1. The moments of intimacy I shared with a loved one.
2. The Quiet Moments of reflection.
3. Finding tasks to do that was productive.
4. Finding oneself, in another person.
5. Being able to confide in one person.
The things that didn't Help
1. Being reminded of everything wrong with my life, from being told constantly that certain aspects of my life are wrong and they need fixing. With the Subtitlety and harshness of a bull in a china shop. The lack of care given when it came to the logic of the arguments. When I knew too well the demons I need to face. What I needed most from this was the need for emotional support.
2. The lack of Intimacy. While the moments of intimacy I shared with one person, the times were few and far between, And while yes in my logical mind I understood why that was, but my emotional mind kept telling me that I wasn't loved, that there's something about me that was disgusting. something about my deviousness was foreign and unfamiliar to the one I shared Intimacy with. Even when the Truth was anything but these things my mind could barely help but wonder the worst possible scenario.
3. My Inability to explain in words, what I wanted most. As an Autistic Mind, it comes hard to try to connect with someone, the longing to share a touch, a feel, a lewd act is still there, my wants and desires seemed locked away either out of fear of rejection or outright disgust kept me from telling my loved one what I wanted most out of the relationship we once shared. My desire for a held hand, even sex, it drove me wild the need to be accepted in this way... To know that someone can look past the ugliness, that someone can look past the roughness, the harshness, and find something truly worthwhile.

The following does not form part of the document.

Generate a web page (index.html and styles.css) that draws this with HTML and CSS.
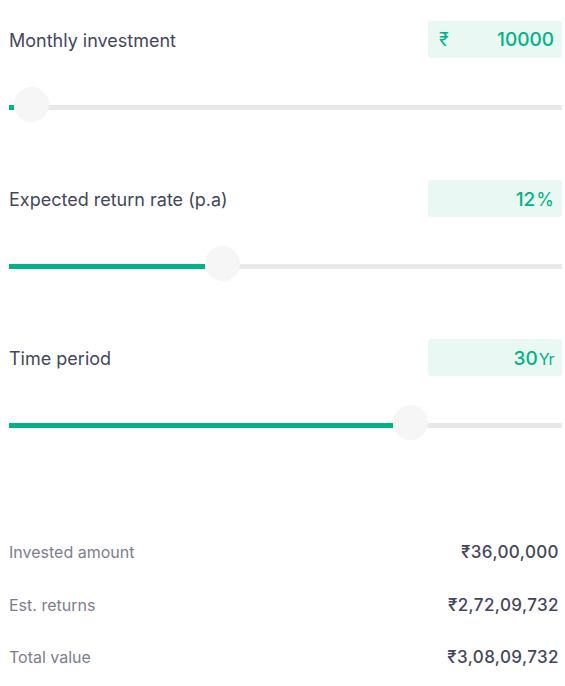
FILE: index.html
```html
<!DOCTYPE html>
<html lang="en">
<head>
<meta charset="utf-8">
<title>SIP Calculator</title>
<link rel="stylesheet" href="styles.css">
</head>
<body>
<div class="calc">
  <div class="field">
    <div class="field-head">
      <span class="label">Monthly investment</span>
      <div class="value-box">
        <span class="unit-left">₹</span>
        <span class="num">10000</span>
      </div>
    </div>
    <div class="slider">
      <div class="fill" style="width:5px"></div>
      <div class="thumb" style="left:5px"></div>
    </div>
  </div>

  <div class="field">
    <div class="field-head">
      <span class="label">Expected return rate (p.a)</span>
      <div class="value-box end">
        <span class="num">12</span><span class="pct">%</span>
      </div>
    </div>
    <div class="slider">
      <div class="fill" style="width:196px"></div>
      <div class="thumb" style="left:196px"></div>
    </div>
  </div>

  <div class="field">
    <div class="field-head">
      <span class="label">Time period</span>
      <div class="value-box end">
        <span class="num">30</span><span class="yr">Yr</span>
      </div>
    </div>
    <div class="slider">
      <div class="fill" style="width:384px"></div>
      <div class="thumb" style="left:384px"></div>
    </div>
  </div>

  <div class="results">
    <div class="row"><span class="r-label">Invested amount</span><span class="r-value">₹36,00,000</span></div>
    <div class="row"><span class="r-label">Est. returns</span><span class="r-value">₹2,72,09,732</span></div>
    <div class="row"><span class="r-label">Total value</span><span class="r-value">₹3,08,09,732</span></div>
  </div>
</div>
</body>
</html>
```

FILE: styles.css
```css
body {
  margin: 0;
  background: #ffffff;
  font-family: Inter, "Noto Sans", "DejaVu Sans", sans-serif;
}

.calc {
  width: 553px;
  margin-left: 9px;
  padding-top: 21px;
  display: flex;
  flex-direction: column;
}

.field {
  display: flex;
  flex-direction: column;
  margin-bottom: 70px;
}

.field-head {
  display: flex;
  justify-content: space-between;
  align-items: center;
  height: 37px;
}

.label {
  font-size: 18px;
  color: #44475b;
  padding-top: 2px;
}

.value-box {
  width: 134px;
  height: 37px;
  box-sizing: border-box;
  background: #e9f8f2;
  border-radius: 3px;
  display: flex;
  align-items: center;
  justify-content: space-between;
  padding: 0 8px 0 11px;
  color: #00b386;
}

.value-box.end {
  justify-content: flex-end;
  align-items: baseline;
  padding-top: 8px;
}

.unit-left {
  font-size: 18px;
}

.num {
  font-size: 19px;
  font-weight: 500;
}

.pct {
  font-size: 18px;
  margin-left: 1px;
}

.yr {
  font-size: 16px;
  margin-left: 1px;
  letter-spacing: -0.5px;
}

.slider {
  position: relative;
  margin-top: 47px;
  height: 5px;
  background: #e8e8e9;
}

.fill {
  height: 100%;
  background: #00b386;
}

.thumb {
  position: absolute;
  top: -18px;
  width: 35px;
  height: 35px;
  border-radius: 50%;
  background: #f6f6f6;
}

.results {
  margin-top: 28px;
  display: flex;
  flex-direction: column;
  padding-right: 3px;
}

.row {
  display: flex;
  justify-content: space-between;
  align-items: center;
  height: 52.5px;
}

.r-label {
  font-size: 16px;
  color: #7c7e8c;
}

.r-value {
  font-size: 17px;
  font-weight: 500;
  color: #44475b;
  letter-spacing: 0.4px;
}
```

4. The Fear of Being Alone. More than anything else this one has been a major culprit in much of my problems, My feelings of inadequacies. The shame of feeling rejected. That nagging feeling that I am somehow repulsive in the eyes of others. It doesn't help the fact that as a Gay man, society, mainly on the religious side of things has it in their mind that such a relationship is the Devil itself.
5. The Barriers I put up as a self-defense mechanism. When we are children, it is often understood that when we were upset, our parents would know exactly what was wrong and knew how to comfort you. Either through a subtle hum of a lullaby or through the act of holding you in their arms in a loving embrace. But as adults, it's not so simple we tell ourselves that the other will INSTANTLY get you and what you want in life and will be able to solve all your problems. Of course, as kids, we aren't normally exposed to the reality that our care brought upon the parent. When we see it for ourselves when we experience it when we get into our arguments with our loved ones we then stop and think to ourselves "Wait a Minute! This isn't how relationships are! It's supposed to be all lovey-dovey and understanding everything I Want." When we're adults we grow up believing the biggest lie ever told. That it would be simple.

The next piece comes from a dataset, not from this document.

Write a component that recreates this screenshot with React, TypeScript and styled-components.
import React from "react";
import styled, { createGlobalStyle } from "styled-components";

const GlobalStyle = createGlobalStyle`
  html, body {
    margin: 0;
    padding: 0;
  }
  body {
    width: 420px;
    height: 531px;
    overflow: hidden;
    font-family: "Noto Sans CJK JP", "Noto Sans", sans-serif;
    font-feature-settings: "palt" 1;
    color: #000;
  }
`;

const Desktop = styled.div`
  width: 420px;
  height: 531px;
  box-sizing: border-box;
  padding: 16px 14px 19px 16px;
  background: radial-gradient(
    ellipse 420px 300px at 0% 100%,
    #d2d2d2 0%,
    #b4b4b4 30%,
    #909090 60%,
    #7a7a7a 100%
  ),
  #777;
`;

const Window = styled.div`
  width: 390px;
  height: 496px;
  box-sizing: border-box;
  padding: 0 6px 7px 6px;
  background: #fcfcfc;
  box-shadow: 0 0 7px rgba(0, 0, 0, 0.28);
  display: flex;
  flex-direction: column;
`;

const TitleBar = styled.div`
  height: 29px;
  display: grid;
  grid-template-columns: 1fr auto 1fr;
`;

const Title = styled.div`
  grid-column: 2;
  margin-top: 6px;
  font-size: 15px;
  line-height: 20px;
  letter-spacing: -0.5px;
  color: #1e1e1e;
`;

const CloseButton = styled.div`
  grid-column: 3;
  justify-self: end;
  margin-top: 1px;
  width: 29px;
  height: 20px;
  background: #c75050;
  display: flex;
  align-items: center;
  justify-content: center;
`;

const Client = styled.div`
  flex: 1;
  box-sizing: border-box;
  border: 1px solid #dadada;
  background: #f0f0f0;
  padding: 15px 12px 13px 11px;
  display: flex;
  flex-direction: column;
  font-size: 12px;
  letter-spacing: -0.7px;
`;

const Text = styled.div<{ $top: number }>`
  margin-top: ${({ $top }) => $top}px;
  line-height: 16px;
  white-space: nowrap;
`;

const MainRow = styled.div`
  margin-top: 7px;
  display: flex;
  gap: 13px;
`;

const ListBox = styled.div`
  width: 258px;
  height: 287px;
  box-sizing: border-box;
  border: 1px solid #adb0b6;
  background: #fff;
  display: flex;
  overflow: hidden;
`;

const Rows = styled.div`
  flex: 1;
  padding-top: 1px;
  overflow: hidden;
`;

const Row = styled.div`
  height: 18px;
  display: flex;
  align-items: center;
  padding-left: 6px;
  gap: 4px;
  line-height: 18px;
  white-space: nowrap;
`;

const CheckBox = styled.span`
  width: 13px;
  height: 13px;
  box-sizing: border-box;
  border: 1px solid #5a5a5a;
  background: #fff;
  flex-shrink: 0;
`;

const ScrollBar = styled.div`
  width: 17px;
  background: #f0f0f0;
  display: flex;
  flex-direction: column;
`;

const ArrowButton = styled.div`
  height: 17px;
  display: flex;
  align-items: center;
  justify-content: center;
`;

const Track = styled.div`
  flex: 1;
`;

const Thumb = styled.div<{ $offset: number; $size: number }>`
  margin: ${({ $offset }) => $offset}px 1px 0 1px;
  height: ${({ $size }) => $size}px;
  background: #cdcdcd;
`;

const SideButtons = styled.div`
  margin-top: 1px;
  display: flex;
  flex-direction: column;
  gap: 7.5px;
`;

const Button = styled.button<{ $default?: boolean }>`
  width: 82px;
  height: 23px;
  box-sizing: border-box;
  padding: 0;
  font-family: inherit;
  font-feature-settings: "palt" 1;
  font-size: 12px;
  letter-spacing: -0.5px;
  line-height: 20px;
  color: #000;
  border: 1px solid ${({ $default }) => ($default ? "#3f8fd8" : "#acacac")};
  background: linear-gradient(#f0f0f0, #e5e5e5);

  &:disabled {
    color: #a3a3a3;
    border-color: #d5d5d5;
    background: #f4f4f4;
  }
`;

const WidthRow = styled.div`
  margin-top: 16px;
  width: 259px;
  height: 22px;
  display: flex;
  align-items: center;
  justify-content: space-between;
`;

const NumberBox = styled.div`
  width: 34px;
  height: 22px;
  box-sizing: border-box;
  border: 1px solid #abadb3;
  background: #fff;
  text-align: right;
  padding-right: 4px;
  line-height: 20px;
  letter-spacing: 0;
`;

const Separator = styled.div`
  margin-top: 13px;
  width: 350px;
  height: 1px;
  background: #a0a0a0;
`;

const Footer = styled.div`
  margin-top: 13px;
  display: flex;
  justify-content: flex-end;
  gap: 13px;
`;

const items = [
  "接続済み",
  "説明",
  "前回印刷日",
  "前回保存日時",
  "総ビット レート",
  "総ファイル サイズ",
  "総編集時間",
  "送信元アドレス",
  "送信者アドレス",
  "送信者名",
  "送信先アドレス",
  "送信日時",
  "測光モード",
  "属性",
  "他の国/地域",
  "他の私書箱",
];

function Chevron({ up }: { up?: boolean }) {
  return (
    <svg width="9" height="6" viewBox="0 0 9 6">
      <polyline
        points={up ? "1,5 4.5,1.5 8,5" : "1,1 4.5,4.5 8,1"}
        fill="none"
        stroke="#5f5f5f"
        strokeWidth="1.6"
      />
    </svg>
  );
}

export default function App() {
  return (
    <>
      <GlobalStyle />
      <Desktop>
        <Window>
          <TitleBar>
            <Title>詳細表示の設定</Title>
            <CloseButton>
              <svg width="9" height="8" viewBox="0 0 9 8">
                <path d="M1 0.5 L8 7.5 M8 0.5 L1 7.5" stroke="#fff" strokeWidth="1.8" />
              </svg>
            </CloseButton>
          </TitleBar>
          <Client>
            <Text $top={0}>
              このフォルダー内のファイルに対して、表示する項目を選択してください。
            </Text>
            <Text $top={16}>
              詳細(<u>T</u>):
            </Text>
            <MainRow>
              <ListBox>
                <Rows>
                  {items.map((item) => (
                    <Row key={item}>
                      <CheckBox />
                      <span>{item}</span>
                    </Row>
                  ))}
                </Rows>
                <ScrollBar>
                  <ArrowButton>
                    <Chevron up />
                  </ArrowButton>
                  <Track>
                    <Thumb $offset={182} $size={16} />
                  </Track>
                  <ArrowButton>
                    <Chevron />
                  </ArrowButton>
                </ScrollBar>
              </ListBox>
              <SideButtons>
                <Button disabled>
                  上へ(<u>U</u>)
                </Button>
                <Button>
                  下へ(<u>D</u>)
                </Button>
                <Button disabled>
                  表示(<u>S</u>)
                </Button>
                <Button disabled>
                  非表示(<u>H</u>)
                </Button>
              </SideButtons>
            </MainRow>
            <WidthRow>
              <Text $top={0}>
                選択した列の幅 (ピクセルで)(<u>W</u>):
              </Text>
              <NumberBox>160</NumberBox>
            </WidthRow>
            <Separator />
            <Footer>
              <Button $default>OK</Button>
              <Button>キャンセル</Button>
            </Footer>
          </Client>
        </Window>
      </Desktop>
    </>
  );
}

What I MUST DO to improve myself.
1. Understand that sometimes through loneliness comes solace and clarity. The moments of sadness and depression are a single moment in the grander scheme of life.
2. Know when the time is right to ask for intimacy, sometimes the partner had a rough day at work, other times they might be dealing with other stresses of the day, give them time to sleep... But not to be afraid to offer them your hand to hold.
3. Do not apologize, for hurting. Everyone hurts from time to time, and that's ok, A good cry can often lead to a sunnier day tomorrow. Know that your pain is only a moment of vulnerability and will lead to openness to expose your insecurities openly to the one you love as long as it's done through grace and gentleness, and not through more, aggressive channels.
4. Stop reminding yourself of what's wrong with your life. You've already run the numbers in your head. You don't need to milk the notion dry until the points become exhausted and you end up not doing anything about what's wrong with your life.
5. Learn to love yourself. In order to become self-confident, you'll have to learn to crawl before you walk. You'll have to learn to take your first steps out into a world where no one actually cares. And that it's ok if they don't. Learn to move on.
BONUS: Take it One Day at a Time. Know that it will be hard. But it Can be done.